Automatic genre classification of TV programs using L3-based deep audio features

Television transmission can often be differentiated exhaustively by their genre. Retrieving this attribute in an automated fashion is particularly beneficial for large multimedia catalogues, where efficient content management is needed. Tipically, TV genres are characterized with articulate and subjective definitions and some of them prove to be more similar than others, under various aspects. Therefore annotation tools require rich and detailed information to fulfill the task correctly and can exploit various modalities to extract useful information. Between the different modalities, audio is probably the most simple to deal with and compared to vision and text, also the one that has been less studied on this task. For this reason, this manuscript investigates audio-based Automatic Genre Classification tools. Since datasets for this task are not publicly available, we started by creating a new dataset of italian TV programs, called ITTV Dataset, which comprises nearly 700 hours of contents. Next, we investigated the performance of end-to-end Neural Networks, which to the best of our knowledge, have never been studied on this task. The obtained results motivated the need for more complex architectures, like the one presented by (Pham et al., 2021), which currently is the state-of-the-art for this task. We noticed however, that the approach proposed by this architecture is not safe in the case of genres that show similar acoustic signatures. Therefore, we designed a new multi-stage architecture, which leverages visually informed audio features, thanks to the Look, Listen and Learn (L3) embedding extractor, introduced by (Arandjelovic et al., 2017). This new architecture overcomes the limits of (Pham et al., 2021) and obtains state-of-the-art results on our dataset.

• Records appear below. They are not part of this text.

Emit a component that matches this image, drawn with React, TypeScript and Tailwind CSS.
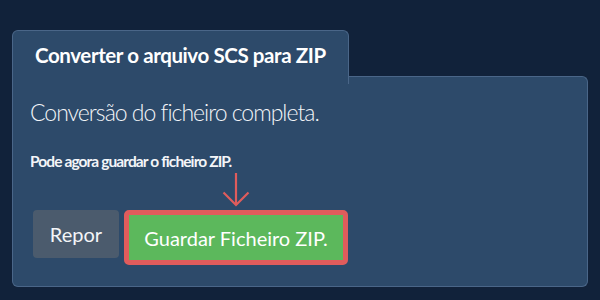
export default function App() {
  return (
    <div
      className="w-[600px] h-[300px] bg-[#11223a] pt-[30px] px-[12px] text-[#f3f5f8]"
      style={{ fontFamily: 'Lato, "Noto Sans", sans-serif' }}
    >
      <div className="w-[576px] flex flex-col">
        <div className="flex h-[54px]">
          <div className="w-[337px] h-[54px] bg-[#2d4a6a] border-l border-t border-r border-[#4a6688] rounded-t-[6px] pl-[22px] pt-[12px]">
            <div className="text-[20.5px] font-bold leading-[24px] tracking-[-0.4px] text-white">Converter o arquivo SCS para ZIP</div>
          </div>
          <div className="flex-1 self-end h-[8px] bg-[#2d4a6a] border-t border-r border-[#4a6688] rounded-tr-[6px]"></div>
        </div>
        <div className="h-[203px] bg-[#2d4a6a] border-l border-r border-b border-[#4a6688] rounded-b-[6px] pl-[17px] pt-[14px]">
          <div className="text-[23px] font-light leading-[29px] tracking-[-1px]">Conversão do ficheiro completa.</div>
          <div className="mt-[24px] text-[15.5px] font-bold leading-[20px] tracking-[-0.9px]">Pode agora guardar o ficheiro ZIP.</div>
          <div className="mt-[39px] flex items-start gap-[5px] pl-[3px]">
            <button className="w-[86px] h-[48px] rounded-[4px] bg-[#4b5b6d] text-[20px] text-[#f3f5f8]">Repor</button>
            <div className="relative">
              <svg
                className="absolute left-1/2 -translate-x-1/2 bottom-full mb-[3px]"
                width="30"
                height="36"
                viewBox="0 0 30 36"
                fill="none"
                stroke="#e05c5c"
                strokeWidth="2.2"
              >
                <line x1="15" y1="2" x2="15" y2="34" />
                <polyline points="2.5,21.5 15,34 27.5,21.5" />
              </svg>
              <button className="w-[224px] h-[55px] rounded-[5px] border-[5px] border-[#e05c5c] bg-[#5cb85c] text-[20px] text-white">
                Guardar Ficheiro ZIP.
              </button>
            </div>
          </div>
        </div>
      </div>
    </div>
  );
}
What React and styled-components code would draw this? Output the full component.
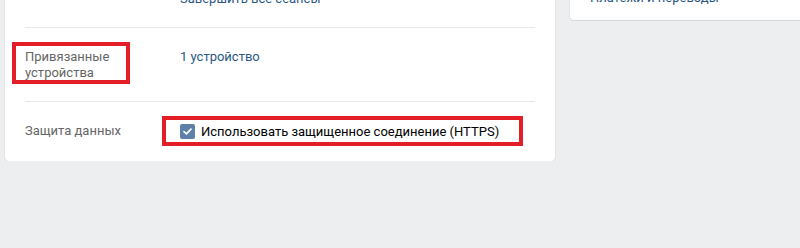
import styled, { createGlobalStyle } from "styled-components";

const GlobalStyle = createGlobalStyle`
  html, body {
    margin: 0;
    padding: 0;
    background: #edeef0;
    overflow: hidden;
  }

  body {
    font-family: Roboto, "Open Sans", "DejaVu Sans", sans-serif;
    font-size: 13px;
    line-height: 16px;
    -webkit-font-smoothing: antialiased;
  }
`;

const Page = styled.div`
  display: flex;
  align-items: flex-start;
  gap: 15px;
  padding-left: 5px;
  margin-top: -30px;
  width: 860px;
`;

const Card = styled.div`
  background: #ffffff;
  border-radius: 4px;
  box-shadow: 0 1px 0 0 #d7d8db, 0 0 0 1px #e3e4e8;
  width: ${(props) => props.width}px;
  flex-shrink: 0;
`;

const SettingsList = styled.div`
  padding: 0 20px;
`;

const Row = styled.div`
  display: flex;
  padding: 21px 0 20px;
  border-top: 1px solid #e7e8ec;

  &:first-child {
    border-top: none;
  }

  &:last-child {
    padding-bottom: 21px;
  }
`;

const Label = styled.div`
  width: 155px;
  flex-shrink: 0;
  color: #656565;
`;

const Value = styled.div`
  flex: 1;
  color: #000000;
`;

const Link = styled.a`
  color: #2a5885;
  text-decoration: none;
  cursor: pointer;
`;

const Marked = styled.span`
  position: relative;
  display: inline-block;

  &::after {
    content: "";
    position: absolute;
    left: ${(props) => props.left}px;
    top: ${(props) => props.top}px;
    width: ${(props) => props.w}px;
    height: ${(props) => props.h}px;
    border: 4px solid #e41e26;
    box-sizing: border-box;
    pointer-events: none;
  }
`;

const CheckLine = styled.label`
  display: inline-flex;
  align-items: center;
  gap: 6px;
  color: #000000;
`;

const Box = styled.span`
  width: 15px;
  height: 15px;
  border-radius: 2px;
  background: #5e81a8;
  display: inline-flex;
  align-items: center;
  justify-content: center;
  flex-shrink: 0;
`;

const Menu = styled.div`
  padding: 20px 0 14px;
`;

const MenuItem = styled.div`
  padding: 0 20px;
  color: #2a5885;
  line-height: 16px;
`;

const Checkbox = ({ children }) => (
  <CheckLine>
    <Box>
      <svg width="9" height="7" viewBox="0 0 9 7">
        <path
          d="M1 3.6 L3.4 5.8 L8 1.2"
          fill="none"
          stroke="#ffffff"
          strokeWidth="1.7"
          strokeLinecap="round"
          strokeLinejoin="round"
        />
      </svg>
    </Box>
    {children}
  </CheckLine>
);

export default function App() {
  return (
    <>
      <GlobalStyle />
      <Page>
        <Card width={550}>
          <SettingsList>
            <Row>
              <Label />
              <Value>
                <Link>Завершить все сеансы</Link>
              </Value>
            </Row>
            <Row>
              <Label>
                <Marked left={-13} top={-7} w={118} h={42}>
                  Привязанные
                  <br />
                  устройства
                </Marked>
              </Label>
              <Value>
                <Link>1 устройство</Link>
              </Value>
            </Row>
            <Row>
              <Label>Защита данных</Label>
              <Value>
                <Marked left={-18} top={-7} w={361} h={30}>
                  <Checkbox>Использовать защищенное соединение (HTTPS)</Checkbox>
                </Marked>
              </Value>
            </Row>
          </SettingsList>
        </Card>
        <Card width={240}>
          <Menu>
            <MenuItem>Платежи и переводы</MenuItem>
          </Menu>
        </Card>
      </Page>
    </>
  );
}
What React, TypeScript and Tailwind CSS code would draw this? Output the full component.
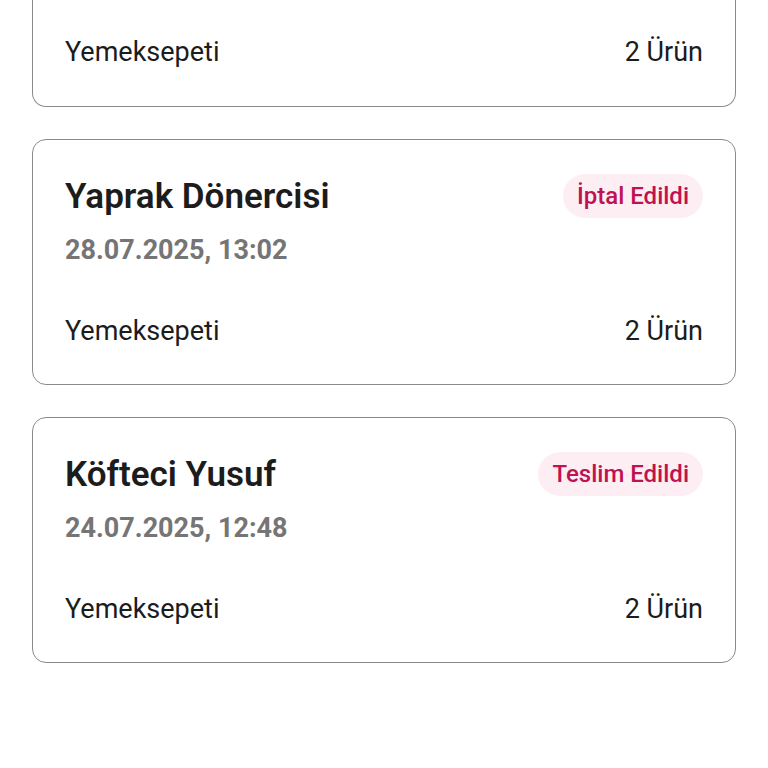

Le trasmissioni televisive possono spesso essere differenziate in un modo esaustivo tramite il loro genere. Ricavare questo tipo di attributo in modo automatico è particolarmente utile per i grandi cataloghi multimediali, dove è necessaria una gestione efficiente dei contenuti. Tipicamente, i generi televisivi sono caratterizzati da definizioni articolate e soggettive e alcuni di essi si dimostrano essere simili tra loro. Per questo motivo gli strumenti di annotazione richiedono un livello di informazione ricco e dettagliato per svolgere il loro compito correttamente. Tra le differenti modalità, l’audio è probabilmente quella più semplice da trattare e rispetto alla modalità visiva e al testo, risulta essere una delle meno studiate per questo problema. Per questo motivo, questo manoscritto investiga gli strumenti di Classificazione Automatica del Genere basata sul solo audio. Dal momento che i dataset disponibili per lo studio di questo problema non sono pubblicamente accessibili, inizialmente abbiamo creato uno nuovo dataset di trasmissioni televisive italiane, chiamato ITTV Dataset, che comprende circa 700 ore di contenuti. Successivamente, abbiamo studiato la performance di reti neurali endto- end, che al meglio delle nostre conoscenze non sono mai state studiate per questo problema. I risultati ottenuti hanno motivato la necessità di architetture più complesse, come quella proposta da (Pham et al., 2021), che attualmente è lo stato dell’arte per questo task. Tuttavia abbiamo notato che questa architettura non è sicura nel caso di generi televisivi che mostrano una impronta acustica simile. Per questo motivo, abbiamo progettato una nuova architettura che sfrutta feature audio contenenti informazione visiva, grazie al estrattore di feature denominato Look, Listen and Learn, introdotto da (Arandjelovic et al., 2017). Questa nuova architettura supera i limiti di quella proposta da (Pham et al. 2021) e ottiene risultati allo stato dell’arte sul nostro dataset.